The CLS360 has four leadership quadrants: Charismatic, Democratic, Avoiding, and Autocratic. 

Charismatic Quadrant

Referred to as transformational styles, Inspirational and Coaching are associated with an interest in higher goals; warmth and the ability to enroll others; motivating, intellectually stimulating, and showing consideration to others.  These styles correlate the most with employee satisfaction and motivation, employee effort, and leader effectiveness based on organisational performance criteria and performance appraisals by upper management.

1. Inspirational Style
Leaders inspire and stimulate others by self-assured action, courage, and clear messages.
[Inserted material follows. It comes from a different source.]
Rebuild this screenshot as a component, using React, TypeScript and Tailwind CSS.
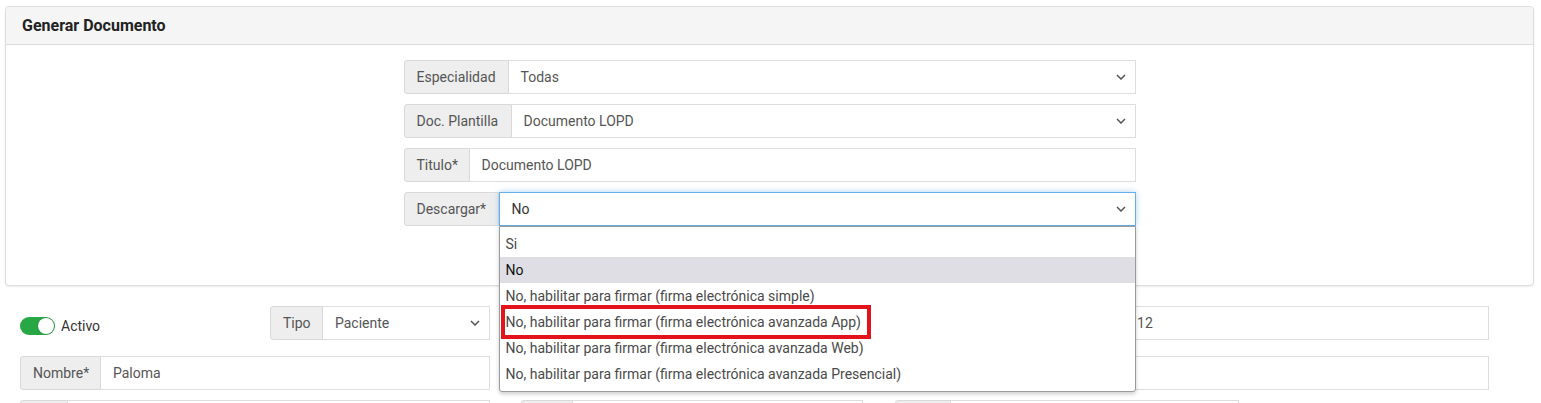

Inspirational behaviours include the following:

  • Clearly communicating the vision (the 'what' and the 'why')
  • Giving clear instructions if the situation requires
  • Acting decisively when performance and/or organisational problems arise
  • Clearly leading people and conversations
  • Intellectual stimulation, for example, by challenging procedures or the status-quo

2. Coaching Style
Leaders pay attention to and spend time with employees, making this the most preferred leadership style by employees.

Coaching behaviours include the following:

  • Helping employees in the short term; developing employees in the long term
  • Involving employees in the work and giving them a chance to take initiative
  • Making time for employees, for example, talking about the job or about their development
  • Mediating conflict situations
  • Being open to others' ideas and feedback

Democratic Quadrant

The leader frequently involves employees in discussions and decision making. The leader supervises from a distance, monitors the results, and only takes action when necessary. Leadership researchers refer to these styles as ‘leadership by exception—active.’  However, this is only effective if standards and direction have been set in advance, which requires behaviours  that are characteristic of the Inspirational and Directive styles.  The Participative style consistently correlates positively with leader and employee satisfaction, superior group decision making, and low stress.

3. Participative Style 
Leaders involve team members in decision-making processes, easily accept and incorporate employees’ suggestions, and show they understand the feelings of employees. This leadership style is often referred to as an empowering style.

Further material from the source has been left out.